** Problem requirements **
Transcribe the full listing exactly, and drop every picture.
** Begin Information shown **
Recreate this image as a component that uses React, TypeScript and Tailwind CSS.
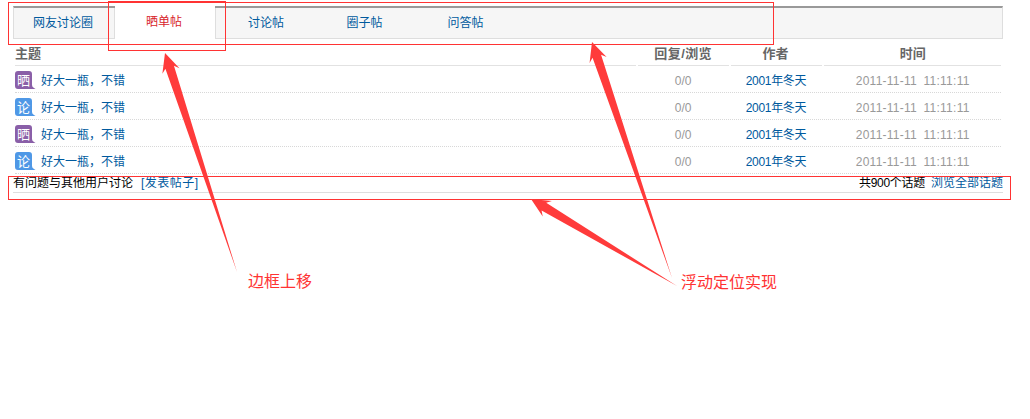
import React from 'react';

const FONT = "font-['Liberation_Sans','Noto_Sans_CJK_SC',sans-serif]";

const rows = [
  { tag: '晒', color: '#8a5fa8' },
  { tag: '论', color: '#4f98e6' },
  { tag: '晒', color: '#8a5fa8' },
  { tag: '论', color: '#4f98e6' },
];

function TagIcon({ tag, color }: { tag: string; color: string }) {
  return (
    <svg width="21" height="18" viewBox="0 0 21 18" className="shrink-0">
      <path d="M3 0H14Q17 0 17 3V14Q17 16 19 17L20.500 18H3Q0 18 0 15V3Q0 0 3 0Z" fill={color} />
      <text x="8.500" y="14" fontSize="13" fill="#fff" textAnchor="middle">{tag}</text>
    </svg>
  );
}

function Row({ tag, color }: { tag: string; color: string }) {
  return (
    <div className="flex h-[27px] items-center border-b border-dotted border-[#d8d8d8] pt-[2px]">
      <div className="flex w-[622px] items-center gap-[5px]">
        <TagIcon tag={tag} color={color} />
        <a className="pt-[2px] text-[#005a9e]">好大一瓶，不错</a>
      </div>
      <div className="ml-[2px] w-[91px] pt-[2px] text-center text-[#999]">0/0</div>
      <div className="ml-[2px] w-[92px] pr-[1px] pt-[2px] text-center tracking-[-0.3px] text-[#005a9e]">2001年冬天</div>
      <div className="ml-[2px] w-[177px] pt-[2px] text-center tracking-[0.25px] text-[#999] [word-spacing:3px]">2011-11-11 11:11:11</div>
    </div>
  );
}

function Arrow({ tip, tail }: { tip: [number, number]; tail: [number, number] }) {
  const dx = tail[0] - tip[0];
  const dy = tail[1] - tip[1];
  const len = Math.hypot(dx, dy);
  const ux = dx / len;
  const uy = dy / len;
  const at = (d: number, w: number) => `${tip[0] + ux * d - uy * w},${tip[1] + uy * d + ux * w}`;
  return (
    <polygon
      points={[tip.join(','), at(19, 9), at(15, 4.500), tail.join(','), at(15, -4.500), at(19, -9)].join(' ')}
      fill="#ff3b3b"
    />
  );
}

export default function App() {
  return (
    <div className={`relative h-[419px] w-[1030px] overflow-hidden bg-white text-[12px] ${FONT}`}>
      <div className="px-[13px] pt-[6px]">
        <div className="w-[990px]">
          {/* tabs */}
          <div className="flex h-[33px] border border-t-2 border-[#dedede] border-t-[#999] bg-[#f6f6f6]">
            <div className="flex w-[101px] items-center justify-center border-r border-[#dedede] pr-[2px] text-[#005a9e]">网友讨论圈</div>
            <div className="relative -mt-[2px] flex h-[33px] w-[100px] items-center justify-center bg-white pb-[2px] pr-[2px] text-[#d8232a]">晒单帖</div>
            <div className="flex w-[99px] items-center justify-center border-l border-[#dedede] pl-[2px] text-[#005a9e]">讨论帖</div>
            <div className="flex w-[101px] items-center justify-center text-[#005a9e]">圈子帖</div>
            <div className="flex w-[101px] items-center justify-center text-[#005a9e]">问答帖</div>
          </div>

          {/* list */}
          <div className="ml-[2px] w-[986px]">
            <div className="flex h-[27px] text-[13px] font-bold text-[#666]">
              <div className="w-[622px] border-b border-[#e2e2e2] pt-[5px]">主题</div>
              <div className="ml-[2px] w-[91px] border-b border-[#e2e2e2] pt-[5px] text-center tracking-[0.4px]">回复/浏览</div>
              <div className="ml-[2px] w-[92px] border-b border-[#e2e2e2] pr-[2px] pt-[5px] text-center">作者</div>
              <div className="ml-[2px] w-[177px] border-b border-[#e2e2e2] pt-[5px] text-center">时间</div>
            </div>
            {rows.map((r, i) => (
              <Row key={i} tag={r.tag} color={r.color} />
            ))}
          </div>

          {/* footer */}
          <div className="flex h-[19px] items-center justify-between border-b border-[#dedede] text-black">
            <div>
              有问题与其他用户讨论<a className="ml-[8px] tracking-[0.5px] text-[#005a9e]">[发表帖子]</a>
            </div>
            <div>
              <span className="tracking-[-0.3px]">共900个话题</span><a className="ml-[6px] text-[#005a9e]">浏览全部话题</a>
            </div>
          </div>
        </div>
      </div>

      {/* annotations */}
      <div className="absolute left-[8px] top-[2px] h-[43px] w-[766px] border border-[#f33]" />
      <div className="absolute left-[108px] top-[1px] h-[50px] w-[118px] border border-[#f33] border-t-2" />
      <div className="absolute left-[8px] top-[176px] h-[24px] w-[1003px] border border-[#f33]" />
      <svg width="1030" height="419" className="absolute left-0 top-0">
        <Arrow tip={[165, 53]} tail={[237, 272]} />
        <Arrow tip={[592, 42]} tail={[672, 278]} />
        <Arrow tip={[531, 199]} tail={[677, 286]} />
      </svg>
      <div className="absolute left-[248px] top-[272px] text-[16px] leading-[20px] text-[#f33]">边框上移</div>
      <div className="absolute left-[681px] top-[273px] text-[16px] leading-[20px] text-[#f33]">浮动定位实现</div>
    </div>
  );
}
** End Information shown **
** Response **
Recreate this image as a component that uses React, TypeScript and Tailwind CSS.
import React from 'react';

const FONT = "font-['Liberation_Sans','Noto_Sans_CJK_SC',sans-serif]";

const rows = [
  { tag: '晒', color: '#8a5fa8' },
  { tag: '论', color: '#4f98e6' },
  { tag: '晒', color: '#8a5fa8' },
  { tag: '论', color: '#4f98e6' },
];

function TagIcon({ tag, color }: { tag: string; color: string }) {
  return (
    <svg width="21" height="18" viewBox="0 0 21 18" className="shrink-0">
      <path d="M3 0H14Q17 0 17 3V14Q17 16 19 17L20.500 18H3Q0 18 0 15V3Q0 0 3 0Z" fill={color} />
      <text x="8.500" y="14" fontSize="13" fill="#fff" textAnchor="middle">{tag}</text>
    </svg>
  );
}

function Row({ tag, color }: { tag: string; color: string }) {
  return (
    <div className="flex h-[27px] items-center border-b border-dotted border-[#d8d8d8] pt-[2px]">
      <div className="flex w-[622px] items-center gap-[5px]">
        <TagIcon tag={tag} color={color} />
        <a className="pt-[2px] text-[#005a9e]">好大一瓶，不错</a>
      </div>
      <div className="ml-[2px] w-[91px] pt-[2px] text-center text-[#999]">0/0</div>
      <div className="ml-[2px] w-[92px] pr-[1px] pt-[2px] text-center tracking-[-0.3px] text-[#005a9e]">2001年冬天</div>
      <div className="ml-[2px] w-[177px] pt-[2px] text-center tracking-[0.25px] text-[#999] [word-spacing:3px]">2011-11-11 11:11:11</div>
    </div>
  );
}

function Arrow({ tip, tail }: { tip: [number, number]; tail: [number, number] }) {
  const dx = tail[0] - tip[0];
  const dy = tail[1] - tip[1];
  const len = Math.hypot(dx, dy);
  const ux = dx / len;
  const uy = dy / len;
  const at = (d: number, w: number) => `${tip[0] + ux * d - uy * w},${tip[1] + uy * d + ux * w}`;
  return (
    <polygon
      points={[tip.join(','), at(19, 9), at(15, 4.500), tail.join(','), at(15, -4.500), at(19, -9)].join(' ')}
      fill="#ff3b3b"
    />
  );
}

export default function App() {
  return (
    <div className={`relative h-[419px] w-[1030px] overflow-hidden bg-white text-[12px] ${FONT}`}>
      <div className="px-[13px] pt-[6px]">
        <div className="w-[990px]">
          {/* tabs */}
          <div className="flex h-[33px] border border-t-2 border-[#dedede] border-t-[#999] bg-[#f6f6f6]">
            <div className="flex w-[101px] items-center justify-center border-r border-[#dedede] pr-[2px] text-[#005a9e]">网友讨论圈</div>
            <div className="relative -mt-[2px] flex h-[33px] w-[100px] items-center justify-center bg-white pb-[2px] pr-[2px] text-[#d8232a]">晒单帖</div>
            <div className="flex w-[99px] items-center justify-center border-l border-[#dedede] pl-[2px] text-[#005a9e]">讨论帖</div>
            <div className="flex w-[101px] items-center justify-center text-[#005a9e]">圈子帖</div>
            <div className="flex w-[101px] items-center justify-center text-[#005a9e]">问答帖</div>
          </div>

          {/* list */}
          <div className="ml-[2px] w-[986px]">
            <div className="flex h-[27px] text-[13px] font-bold text-[#666]">
              <div className="w-[622px] border-b border-[#e2e2e2] pt-[5px]">主题</div>
              <div className="ml-[2px] w-[91px] border-b border-[#e2e2e2] pt-[5px] text-center tracking-[0.4px]">回复/浏览</div>
              <div className="ml-[2px] w-[92px] border-b border-[#e2e2e2] pr-[2px] pt-[5px] text-center">作者</div>
              <div className="ml-[2px] w-[177px] border-b border-[#e2e2e2] pt-[5px] text-center">时间</div>
            </div>
            {rows.map((r, i) => (
              <Row key={i} tag={r.tag} color={r.color} />
            ))}
          </div>

          {/* footer */}
          <div className="flex h-[19px] items-center justify-between border-b border-[#dedede] text-black">
            <div>
              有问题与其他用户讨论<a className="ml-[8px] tracking-[0.5px] text-[#005a9e]">[发表帖子]</a>
            </div>
            <div>
              <span className="tracking-[-0.3px]">共900个话题</span><a className="ml-[6px] text-[#005a9e]">浏览全部话题</a>
            </div>
          </div>
        </div>
      </div>

      {/* annotations */}
      <div className="absolute left-[8px] top-[2px] h-[43px] w-[766px] border border-[#f33]" />
      <div className="absolute left-[108px] top-[1px] h-[50px] w-[118px] border border-[#f33] border-t-2" />
      <div className="absolute left-[8px] top-[176px] h-[24px] w-[1003px] border border-[#f33]" />
      <svg width="1030" height="419" className="absolute left-0 top-0">
        <Arrow tip={[165, 53]} tail={[237, 272]} />
        <Arrow tip={[592, 42]} tail={[672, 278]} />
        <Arrow tip={[531, 199]} tail={[677, 286]} />
      </svg>
      <div className="absolute left-[248px] top-[272px] text-[16px] leading-[20px] text-[#f33]">边框上移</div>
      <div className="absolute left-[681px] top-[273px] text-[16px] leading-[20px] text-[#f33]">浮动定位实现</div>
    </div>
  );
}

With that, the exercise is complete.